Trump's lawyers were likely to begin their defense of the president on Saturday, after House Democrats finished their opening arguments.
Schiff said House managers on Friday would focus on the charge that Trump unlawfully obstructed Congress by keeping key administration officials from testifying and by refusing requests for documents.
Earlier, Democrats worked methodically at US President Donald Trump's impeachment trial on Thursday to dismantle his long-standing allegation that Democratic presidential contender Joe Biden acted improperly toward Ukraine while vice president.
On the second day of their arguments for Trump's removal from office, Democratic House of Representatives members argued that Biden did nothing wrong and was only carrying out official US policy when he pressured Ukraine to fire its top prosecutor, Victor Shokin, because of corruption concerns.
Trump and his allies maintain that Biden wanted Shokin out in order to head off an investigation into a natural gas company, Burisma, where his son Hunter served as a director. Democrats said no evidence supported that allegation.
In more than eight hours of argument, House managers spent Thursday focusing on the charge that Trump abused his office by pressing Ukraine to investigate the Bidens purely for political gain.
They contended that Trump pushed for the probe because he was worried about facing the former vice president in November's election. Biden is the front-runner for the Democratic presidential nomination.
"If we allow this gross abuse of power to continue, this president would have free rein - free rein - to abuse his control of US foreign policy for personal interest, and so would any other future president," US Representative Sylvia Garcia said on the Senate floor.
"And then this president, and all presidents, become above the law."
Democrats contend senators should convict Trump on two charges brought by the Democratic-led House - abuse of power and obstruction of Congress.
The Senate, which is controlled by Trump's fellow Republicans, remains unlikely to do so. A two-thirds majority is needed to remove him from office.
The US Constitution sets out the impeachment process for removing a president who commits high crimes and misdemeanors. Trump's legal team has argued that the House charges were invalid because impeachable offenses must represent a specific violation of criminal law.
Trump condemned the proceedings as "unfair & corrupt" in a Twitter post on Thursday.
The charges against Trump arise from his request in a 25 July phone call last year that Ukraine investigate Biden on unsubstantiated corruption allegations and the president's actions to impede a House inquiry into the matter.
Trump also asked Ukrainian President Volodymyr Zelenskiy to investigate a discredited theory beneficial to Russia that Ukraine worked with Democrats to hurt Trump in the 2016 U.S. election. Trump temporarily withheld $391 million in U.S. military aid to Ukraine, which Democrats say was leverage for his demands.
'Opened the door'
Trump's lawyers quickly argued that by bringing up the Bidens, Democrats had made their conduct a relevant subject for the rest of the trial.

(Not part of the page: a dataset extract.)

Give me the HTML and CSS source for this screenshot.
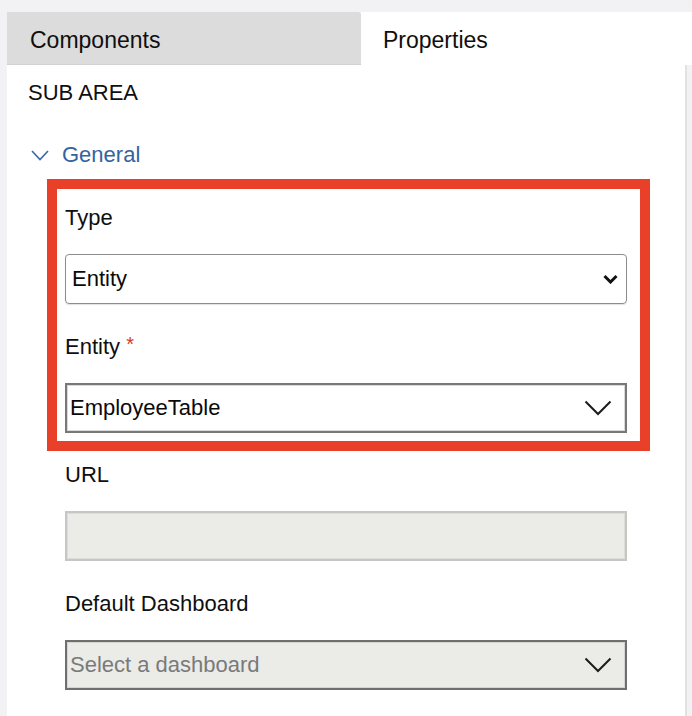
FILE: index.html
```html
<!DOCTYPE html>
<html lang="en">
<head>
<meta charset="utf-8">
<title>Sub Area Properties</title>
<link rel="stylesheet" href="styles.css">
</head>
<body>
<div class="app">
  <div class="tabs">
    <div class="tab tab-inactive">Components</div>
    <div class="tab tab-active">Properties</div>
  </div>
  <div class="panel">
    <div class="section-title">SUB AREA</div>
    <div class="group-header">
      <svg class="group-chevron" width="18" height="11" viewBox="0 0 18 11"><polyline points="1,1 9,9.5 17,1" fill="none" stroke="#3b67a3" stroke-width="1.6"/></svg>
      <span class="group-title">General</span>
    </div>
    <div class="fields">
      <div class="highlight">
        <div class="label label-first">Type</div>
        <div class="control control-rounded">
          <span class="control-text">Entity</span>
          <svg class="chev-bold" width="15" height="10" viewBox="0 0 15 10"><polyline points="1.5,2 7.5,8 13.5,2" fill="none" stroke="#111" stroke-width="3"/></svg>
        </div>
        <div class="label">Entity <span class="req">*</span></div>
        <div class="control control-square">
          <span class="control-text control-text-tight">EmployeeTable</span>
          <svg class="chev-thin" width="28" height="16" viewBox="0 0 28 16"><polyline points="1.5,1.5 14,14 26.5,1.5" fill="none" stroke="#1c1c1c" stroke-width="2"/></svg>
        </div>
      </div>
      <div class="label label-after-box">URL</div>
      <div class="control control-disabled"></div>
      <div class="label">Default Dashboard</div>
      <div class="control control-disabled-select">
        <span class="control-text control-text-tight placeholder">Select a dashboard</span>
        <svg class="chev-thin" width="28" height="16" viewBox="0 0 28 16"><polyline points="1.5,1.5 14,14 26.5,1.5" fill="none" stroke="#1c1c1c" stroke-width="2"/></svg>
      </div>
    </div>
  </div>
</div>
</body>
</html>
```

FILE: styles.css
```css
html, body {
  margin: 0;
  padding: 0;
}
body {
  width: 692px;
  height: 716px;
  overflow: hidden;
  background: #f2f2f4;
  font-family: "Liberation Sans", Arial, sans-serif;
  color: #0f0f0f;
}
.app {
  padding-top: 12px;
  padding-left: 7px;
  height: 704px;
  display: flex;
  flex-direction: column;
}
.tabs {
  display: flex;
  height: 53px;
}
.tab {
  font-size: 23px;
  line-height: 53px;
  padding-top: 2px;
  box-sizing: border-box;
}
.tab-inactive {
  width: 354px;
  background: #dcdcdc;
  padding-left: 23px;
  border-top-right-radius: 3px;
  border-bottom: 1px solid #d2d2d2;
}
.tab-active {
  flex: 1;
  background: #fff;
  padding-left: 22px;
}
.panel {
  flex: 1;
  background: #fff;
  margin-right: 5px;
  border-right: 2px solid #e2e2e4;
}
.section-title {
  font-size: 22px;
  line-height: 28px;
  padding-top: 14px;
  padding-left: 21px;
}
.group-header {
  display: flex;
  align-items: center;
  margin-top: 34px;
  height: 28px;
  padding-left: 24px;
}
.group-chevron {
  display: block;
  margin-right: 13px;
}
.group-title {
  font-size: 22px;
  color: #33649f;
}
.fields {
  padding-left: 58px;
  width: 562px;
}
.highlight {
  margin: 10px -23px 0 -18px;
  border: 10px solid #e9402a;
  padding: 15px 13px 8px 8px;
}
.label {
  font-size: 22px;
  line-height: 28px;
  margin-top: 29px;
}
.label-first {
  margin-top: 0;
}
.label-after-box {
  margin-top: 10px;
}
.label-wide {
  letter-spacing: 0.3px;
}
.req {
  color: #d13a2f;
  font-size: 20px;
  position: relative;
  top: -3px;
}
.control {
  margin-top: 22px;
  height: 50px;
  box-sizing: border-box;
  display: flex;
  align-items: center;
  justify-content: space-between;
  font-size: 22px;
}
.control-rounded {
  border: 1.5px solid #8d8d8d;
  border-radius: 4px;
  box-shadow: 0 1px 1px rgba(0, 0, 0, 0.12);
  padding: 0 8px 0 6px;
}
.control-square {
  border: 2px solid #787878;
  box-shadow: inset 0 0 0 1px #d9d9d9;
  padding: 0 13px 0 2px;
}
.control-disabled {
  background: #ebebe8;
  border: 2px solid #c6c6c4;
  box-shadow: inset 0 0 0 1px #dcdcd9;
}
.control-disabled-select {
  background: #ebebe8;
  border: 2px solid #6f6f6f;
  box-shadow: inset 0 0 0 1px #d4d4d1;
  padding: 0 13px 0 2px;
}
.control-text {
  color: #0a0a0a;
}
.control-text-tight {
  padding-left: 1px;
}
.placeholder {
  color: #7a7a7a;
}
.chev-bold, .chev-thin {
  display: block;
}
```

"They opened the door. They opened the door and it's now relevant," Jay Sekulow, a personal lawyer for the president and a member of his defense team, told reporters at the Capitol. "So we will address the appropriate issues as defense lawyers would."
Republican Senator Ted Cruz said: "Hunter Biden is not only relevant, he is now critical."
Sekulow said Trump's team was not yet focused on whether new witnesses will be called, a matter the Senate would take up after senators had a chance to submit questions to both sides next week.
As the arguments again went deep into the evening, Republican senators continued to complain the House presentation had become repetitive and that they were looking forward to the president's defense.
Democrats countered by saying Republicans had blocked their attempts to bring new evidence to light through additional witnesses and documents.
Signs emerged on the second day of arguments that the Democratic case was losing some of the public's attention. Throughout the session, there were empty seats in the gallery overlooking the Senate floor.
Television ratings were down. About 8.9 million viewers watched the first day of arguments on Wednesday, falling short of the roughly 11 million who watched on Tuesday, according to Nielsen ratings data.
Senators also showed increasing signs of restlessness, with many wandering to the rear of the chamber where they could make phone calls and check their smartphones.